-- Begin DATASET EXCERPT --

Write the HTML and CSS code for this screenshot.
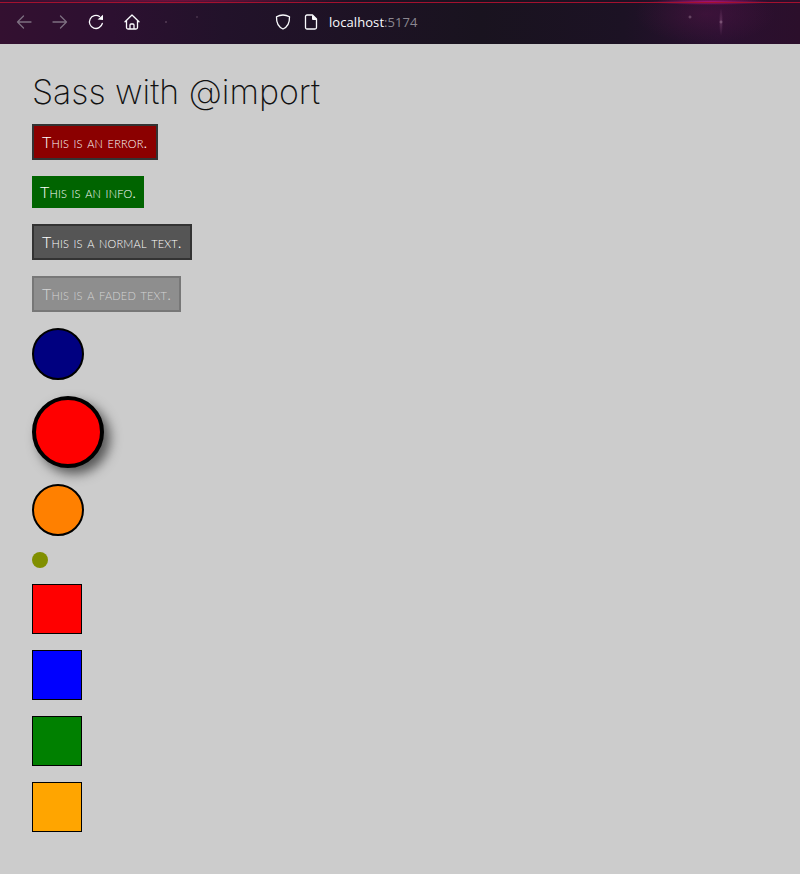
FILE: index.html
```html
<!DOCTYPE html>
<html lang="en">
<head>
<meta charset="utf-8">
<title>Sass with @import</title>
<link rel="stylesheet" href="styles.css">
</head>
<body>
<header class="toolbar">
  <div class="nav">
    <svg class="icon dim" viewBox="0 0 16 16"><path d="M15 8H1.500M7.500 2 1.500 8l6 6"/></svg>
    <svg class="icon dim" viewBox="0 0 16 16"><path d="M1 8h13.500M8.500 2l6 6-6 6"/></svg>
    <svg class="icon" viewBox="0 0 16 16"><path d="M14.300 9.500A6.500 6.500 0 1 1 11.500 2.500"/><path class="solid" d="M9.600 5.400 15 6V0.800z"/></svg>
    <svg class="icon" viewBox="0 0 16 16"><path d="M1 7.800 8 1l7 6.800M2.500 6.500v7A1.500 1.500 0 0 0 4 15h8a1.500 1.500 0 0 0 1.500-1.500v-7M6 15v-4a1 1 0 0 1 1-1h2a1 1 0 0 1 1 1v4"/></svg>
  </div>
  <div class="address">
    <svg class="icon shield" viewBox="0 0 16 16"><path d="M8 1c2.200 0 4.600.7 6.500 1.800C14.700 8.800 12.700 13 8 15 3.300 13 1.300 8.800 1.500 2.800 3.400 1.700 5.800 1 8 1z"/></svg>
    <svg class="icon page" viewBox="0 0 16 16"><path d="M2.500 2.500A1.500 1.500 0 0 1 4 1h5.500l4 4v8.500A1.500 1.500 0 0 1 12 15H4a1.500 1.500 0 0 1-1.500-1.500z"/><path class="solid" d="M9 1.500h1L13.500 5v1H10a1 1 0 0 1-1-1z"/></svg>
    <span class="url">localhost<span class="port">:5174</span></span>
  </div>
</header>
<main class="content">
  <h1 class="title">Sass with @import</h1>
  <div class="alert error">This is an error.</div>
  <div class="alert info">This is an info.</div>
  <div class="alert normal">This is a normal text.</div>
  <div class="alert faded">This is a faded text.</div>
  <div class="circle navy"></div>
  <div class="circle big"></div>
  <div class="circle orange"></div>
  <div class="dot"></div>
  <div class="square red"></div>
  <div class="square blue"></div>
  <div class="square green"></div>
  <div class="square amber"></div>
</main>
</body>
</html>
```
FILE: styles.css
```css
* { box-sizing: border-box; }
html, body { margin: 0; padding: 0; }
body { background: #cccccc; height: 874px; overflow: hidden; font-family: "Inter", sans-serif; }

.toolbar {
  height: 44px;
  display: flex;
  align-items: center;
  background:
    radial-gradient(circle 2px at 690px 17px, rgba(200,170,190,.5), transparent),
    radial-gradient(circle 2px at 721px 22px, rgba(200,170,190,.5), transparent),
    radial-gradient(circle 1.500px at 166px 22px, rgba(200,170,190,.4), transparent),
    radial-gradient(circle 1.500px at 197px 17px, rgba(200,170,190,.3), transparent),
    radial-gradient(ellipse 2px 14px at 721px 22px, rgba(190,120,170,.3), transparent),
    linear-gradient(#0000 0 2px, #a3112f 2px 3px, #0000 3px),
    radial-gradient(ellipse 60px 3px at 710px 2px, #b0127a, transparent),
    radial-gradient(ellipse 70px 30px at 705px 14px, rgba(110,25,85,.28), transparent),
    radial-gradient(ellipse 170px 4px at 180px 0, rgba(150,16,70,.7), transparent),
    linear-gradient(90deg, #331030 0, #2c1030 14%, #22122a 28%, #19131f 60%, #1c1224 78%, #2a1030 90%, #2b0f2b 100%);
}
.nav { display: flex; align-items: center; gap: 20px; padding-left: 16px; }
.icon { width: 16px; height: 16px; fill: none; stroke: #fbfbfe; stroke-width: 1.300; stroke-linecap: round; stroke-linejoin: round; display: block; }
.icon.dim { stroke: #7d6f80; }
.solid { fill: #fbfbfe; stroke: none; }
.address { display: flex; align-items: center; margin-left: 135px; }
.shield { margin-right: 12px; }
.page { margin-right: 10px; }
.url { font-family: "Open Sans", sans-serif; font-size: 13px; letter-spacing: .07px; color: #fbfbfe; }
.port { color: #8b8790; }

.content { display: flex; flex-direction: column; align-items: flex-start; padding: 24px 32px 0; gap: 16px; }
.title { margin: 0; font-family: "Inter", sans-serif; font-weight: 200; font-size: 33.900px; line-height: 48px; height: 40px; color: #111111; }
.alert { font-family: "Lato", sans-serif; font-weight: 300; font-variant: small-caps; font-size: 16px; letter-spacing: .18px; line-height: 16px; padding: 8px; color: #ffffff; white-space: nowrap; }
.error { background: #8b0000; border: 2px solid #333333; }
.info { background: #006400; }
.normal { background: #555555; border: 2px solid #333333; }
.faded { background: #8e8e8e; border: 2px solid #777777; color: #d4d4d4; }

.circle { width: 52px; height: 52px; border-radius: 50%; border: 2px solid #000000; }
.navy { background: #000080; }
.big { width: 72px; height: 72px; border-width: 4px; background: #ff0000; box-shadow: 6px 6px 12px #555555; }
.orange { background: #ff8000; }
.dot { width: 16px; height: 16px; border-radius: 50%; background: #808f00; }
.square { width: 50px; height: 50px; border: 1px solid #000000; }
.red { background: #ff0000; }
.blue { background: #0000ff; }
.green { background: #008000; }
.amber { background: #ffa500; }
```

-- End DATASET EXCERPT --

#### PROBLEM REQUIREMENTS
Write out every line above exactly as it is, leaving out the pictures.

#### FULL RESPONSE
Write the HTML and CSS code for this screenshot.
FILE: index.html
```html
<!DOCTYPE html>
<html lang="en">
<head>
<meta charset="utf-8">
<title>Sass with @import</title>
<link rel="stylesheet" href="styles.css">
</head>
<body>
<header class="toolbar">
  <div class="nav">
    <svg class="icon dim" viewBox="0 0 16 16"><path d="M15 8H1.500M7.500 2 1.500 8l6 6"/></svg>
    <svg class="icon dim" viewBox="0 0 16 16"><path d="M1 8h13.500M8.500 2l6 6-6 6"/></svg>
    <svg class="icon" viewBox="0 0 16 16"><path d="M14.300 9.500A6.500 6.500 0 1 1 11.500 2.500"/><path class="solid" d="M9.600 5.400 15 6V0.800z"/></svg>
    <svg class="icon" viewBox="0 0 16 16"><path d="M1 7.800 8 1l7 6.800M2.500 6.500v7A1.500 1.500 0 0 0 4 15h8a1.500 1.500 0 0 0 1.500-1.500v-7M6 15v-4a1 1 0 0 1 1-1h2a1 1 0 0 1 1 1v4"/></svg>
  </div>
  <div class="address">
    <svg class="icon shield" viewBox="0 0 16 16"><path d="M8 1c2.200 0 4.600.7 6.500 1.800C14.700 8.800 12.700 13 8 15 3.300 13 1.300 8.800 1.500 2.800 3.400 1.700 5.800 1 8 1z"/></svg>
    <svg class="icon page" viewBox="0 0 16 16"><path d="M2.500 2.500A1.500 1.500 0 0 1 4 1h5.500l4 4v8.500A1.500 1.500 0 0 1 12 15H4a1.500 1.500 0 0 1-1.500-1.500z"/><path class="solid" d="M9 1.500h1L13.500 5v1H10a1 1 0 0 1-1-1z"/></svg>
    <span class="url">localhost<span class="port">:5174</span></span>
  </div>
</header>
<main class="content">
  <h1 class="title">Sass with @import</h1>
  <div class="alert error">This is an error.</div>
  <div class="alert info">This is an info.</div>
  <div class="alert normal">This is a normal text.</div>
  <div class="alert faded">This is a faded text.</div>
  <div class="circle navy"></div>
  <div class="circle big"></div>
  <div class="circle orange"></div>
  <div class="dot"></div>
  <div class="square red"></div>
  <div class="square blue"></div>
  <div class="square green"></div>
  <div class="square amber"></div>
</main>
</body>
</html>
```
FILE: styles.css
```css
* { box-sizing: border-box; }
html, body { margin: 0; padding: 0; }
body { background: #cccccc; height: 874px; overflow: hidden; font-family: "Inter", sans-serif; }

.toolbar {
  height: 44px;
  display: flex;
  align-items: center;
  background:
    radial-gradient(circle 2px at 690px 17px, rgba(200,170,190,.5), transparent),
    radial-gradient(circle 2px at 721px 22px, rgba(200,170,190,.5), transparent),
    radial-gradient(circle 1.500px at 166px 22px, rgba(200,170,190,.4), transparent),
    radial-gradient(circle 1.500px at 197px 17px, rgba(200,170,190,.3), transparent),
    radial-gradient(ellipse 2px 14px at 721px 22px, rgba(190,120,170,.3), transparent),
    linear-gradient(#0000 0 2px, #a3112f 2px 3px, #0000 3px),
    radial-gradient(ellipse 60px 3px at 710px 2px, #b0127a, transparent),
    radial-gradient(ellipse 70px 30px at 705px 14px, rgba(110,25,85,.28), transparent),
    radial-gradient(ellipse 170px 4px at 180px 0, rgba(150,16,70,.7), transparent),
    linear-gradient(90deg, #331030 0, #2c1030 14%, #22122a 28%, #19131f 60%, #1c1224 78%, #2a1030 90%, #2b0f2b 100%);
}
.nav { display: flex; align-items: center; gap: 20px; padding-left: 16px; }
.icon { width: 16px; height: 16px; fill: none; stroke: #fbfbfe; stroke-width: 1.300; stroke-linecap: round; stroke-linejoin: round; display: block; }
.icon.dim { stroke: #7d6f80; }
.solid { fill: #fbfbfe; stroke: none; }
.address { display: flex; align-items: center; margin-left: 135px; }
.shield { margin-right: 12px; }
.page { margin-right: 10px; }
.url { font-family: "Open Sans", sans-serif; font-size: 13px; letter-spacing: .07px; color: #fbfbfe; }
.port { color: #8b8790; }

.content { display: flex; flex-direction: column; align-items: flex-start; padding: 24px 32px 0; gap: 16px; }
.title { margin: 0; font-family: "Inter", sans-serif; font-weight: 200; font-size: 33.900px; line-height: 48px; height: 40px; color: #111111; }
.alert { font-family: "Lato", sans-serif; font-weight: 300; font-variant: small-caps; font-size: 16px; letter-spacing: .18px; line-height: 16px; padding: 8px; color: #ffffff; white-space: nowrap; }
.error { background: #8b0000; border: 2px solid #333333; }
.info { background: #006400; }
.normal { background: #555555; border: 2px solid #333333; }
.faded { background: #8e8e8e; border: 2px solid #777777; color: #d4d4d4; }

.circle { width: 52px; height: 52px; border-radius: 50%; border: 2px solid #000000; }
.navy { background: #000080; }
.big { width: 72px; height: 72px; border-width: 4px; background: #ff0000; box-shadow: 6px 6px 12px #555555; }
.orange { background: #ff8000; }
.dot { width: 16px; height: 16px; border-radius: 50%; background: #808f00; }
.square { width: 50px; height: 50px; border: 1px solid #000000; }
.red { background: #ff0000; }
.blue { background: #0000ff; }
.green { background: #008000; }
.amber { background: #ffa500; }
```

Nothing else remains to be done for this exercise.